In October 2006, Whiteout entered development at Dark Castle Entertainment, with production slated to begin in the coming winter for a release date in the first quarter of 2008. Dominic Sena, a fan of the graphic novel since its '98 debut, had sought to acquire the rights to direct a film adaptation, and when rights were acquired by Dark Castle, Sena petitioned to producer Joel Silver, president of the company, for the opportunity to direct Whiteout. In February 2007, with Warner Bros. Pictures signed on to distribute Whiteout, Sena was hired to direct the film, based on the adapted screenplay by the Hoebers. In the same month, Beckinsale was cast in the lead role. Production began on March 5, 2007 in Manitoba, with later footage being shot in Montreal, Quebec. A set was also constructed on the shore of Lake Winnipeg. The film was primarily set in a bright world of ice and sunlight, an unconventional approach to the murder mystery genre. Both real and fake snow were used in production.

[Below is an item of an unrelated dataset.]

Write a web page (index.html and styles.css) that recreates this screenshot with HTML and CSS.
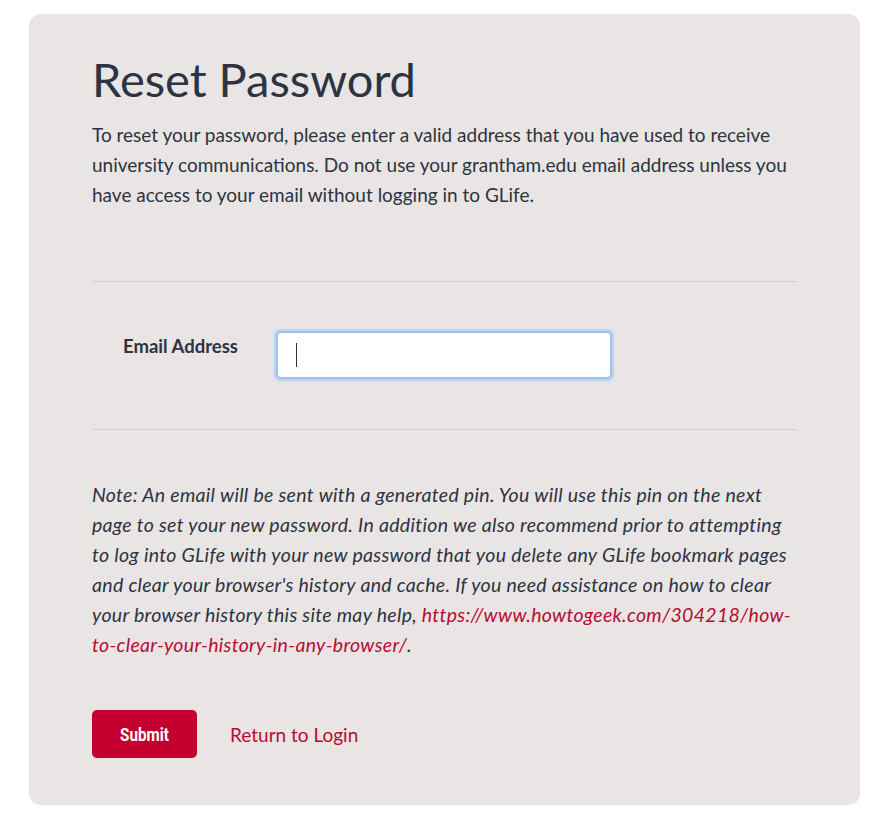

Filming concluded a few weeks before Comic-Con in July 2007.

==Release==
Whiteout released in theaters on September 11, 2009, and closed December 17, 2009. The film was released on DVD and Blu-ray on January 19, 2010.

==Reception==
===Box office===
Whiteout was a box-office bomb, grossing $6,422,590 in its first week. Its ticket sales declined sharply in the first month, dropping by 53.6% into week 2 ($2,980,964), 80.1% into week 3 ($592,644), and 82.6% into week 4 ($103,015). In total, it grossed $10,275,638 domestically and $7,565,229 internationally – a return of $17,840,867 from a budget of $35 million.

===Critical response===
Whiteout was panned by critics. Metacritic, which uses a weighted average, assigned the a score of 28 out of 100, based on 19 critics, indicating "generally unfavorable" reviews. Audiences polled by CinemaScore gave the film an average grade of "C−" on an A+ to F scale.

Richard Roeper of the Chicago Sun Times gave the film two stars out of four, calling it a "formulaic thriller that is ultimately no less predictable or interesting simply because it is set in the coldest and most isolated place on Earth." Jeremy Kay of The Guardian also gave it two stars out of four, writing, "Despite Beckinsale's impeccable features appearing to be rendered in porcelain, her performance is far from lifeless... she does the best with the material. It's just a shame the same can't be said for the film-makers." The New York Posts Kyle Smith wrote, "Wrapping things up with a 'big reveal' that's as bland as a snow sandwich, the bad guy turns out to have the most boring possible motivation and is too drained to even invoke his fundamental villain's right to be chased around for a while. I know just how you feel, buddy."

The author of the graphic novel, Greg Rucka, applauded the film adaptation of his source material, but upon seeing the finished film felt differently, saying that "Comic Carrie and One Act Play Carrie would shake Movie Carrie down behind the bleachers, laugh her out of the You Share Our Name Club, and send her limping and mewling home to mother. And they wouldn't feel a moment's regret about doing it, either."

AOL.com's Moviefone staff rated it as the eighth worst movie of 2009.